MERCADO DE SAN ANTON
Un edificio público debe ser reconocido por una serie de características que lo diferencien del conjunto continuo de viviendas que conforman la ciudad. Dicho de otro modo: debe ser diferente, no sólo porque alberga un uso a su vez muy diferente, sino porque debe trasmitirlo mediante su imagen pública.
Debe por tanto diferenciarse por su escala, por el modo de entrar, por sus materiales, por su relación con la ciudad. Pero su singularidad debe encontrar también puntos de conexión con su entorno: los colores de los revocos de la zona, un material tradicional aunque tratado con una estética contemporánea, un modo de insertarse en la trama de calles que la integre explicándola.

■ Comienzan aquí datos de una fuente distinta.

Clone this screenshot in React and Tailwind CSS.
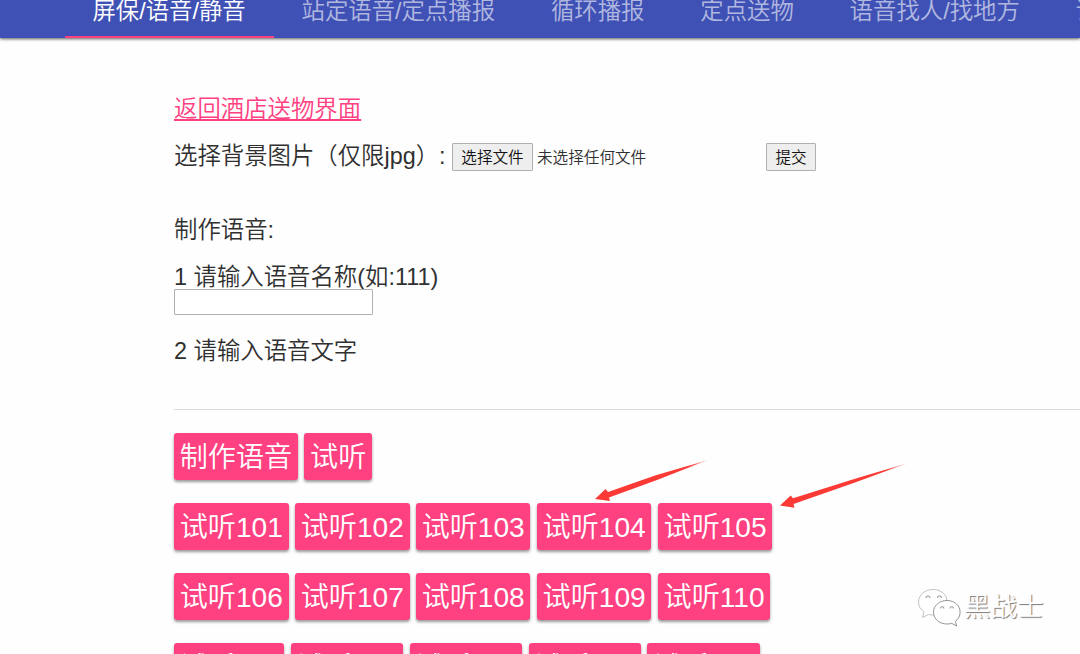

El barrio de Chueca se caracteriza, urbanamente, por tener uno de los tejidos de vivienda más homogéneos de Madrid, según un tipo característico del último tercio del siglo XIX. Es un Madrid de balcones, librillos, fraileros, granito y revocos de colores de tierra (ocre, albero, oro). Pero sin edificios públicos ni equipamientos, que cuando aparecen deben aspirar a esa sintonía desde el contraste matizado y sin estridencias.
En el nuevo mercado de San Antón se ha buscado esa inserción tranquila en la trama, construyendo con un material terroso y profundamente matérico -el ladrillo macizo de tejar- convenientemente pautado por una trama metálica y con un aparejo nada tradicional en su conjunto. Una base de fundición de basalto (material inédito en nuestra ciudad) responde a esa necesidad presente en tantas construcciones de ganar solidez al encontrarse con la calle. Y también responde al trazado de la calle Augusto Figueroa, que justo en este lugar quiebra, y el juego de planos de fachada ayuda a articularlo visualmente.
Pero donde el mercado se hace intensamente público en sus entradas permanentemente abiertas y de un tamaño descomunal, como aquél de los edificios históricos que tantas veces añoramos. Así, la puerta principal en la esquina entre Barbieri y Augusto Figueroa abre en toda su altura de casi seis metros a un vestíbulo igual de alto que comunica visualmente con el patio central del mercado. Esta puerta sale a recibir al viandante, que entra al edificio como se entra a un espacio público más: con las manos en los bolsillos y sintiendo que no hay barreras.
La entrada desde la calle Barbieri comparte esa dignidad que da la dimensión exagerada de su puerta y deja paso a una escalera abierta en toda la altura del edificio: una vez más, un regalo al que no estamos acostumbrados, pero al que un edificio público debe, como regla general, sentirse obligado.
De este modo, un mercado, que es un tipo de edificio que por su tipología y funcionamiento no requiere de huecos a la calle, (ahora cuesta recordar cómo el antiguo edificio tenía todos sus huecos, casi domésticos por escala, tapiados o cegados y desde luego maltratados) se abre como debe hacerlo un edificio público: con escala y dignidad, invitando a entrar.
Invitando, por tanto, a entender que ese patio central, cubierto por un lucernario que regala luz desde su condición de enorme colector energético (pues son placas solares sus vidrios), no es sino una plaza más, desde donde la calle se entiende como una prolongación (la mirada es directa y casi a cota) y el mercado como lo que en origen fue: la plaza donde los mercaderes se aposentaban para vender sus productos.
En muchas ciudades castellanas se sigue diciendo “ir a la plaza” a ir de compras al mercado. Esperemos que este nuevo mercado, que va ser más que eso, sea también esa nueva plaza que la ciudad necesita.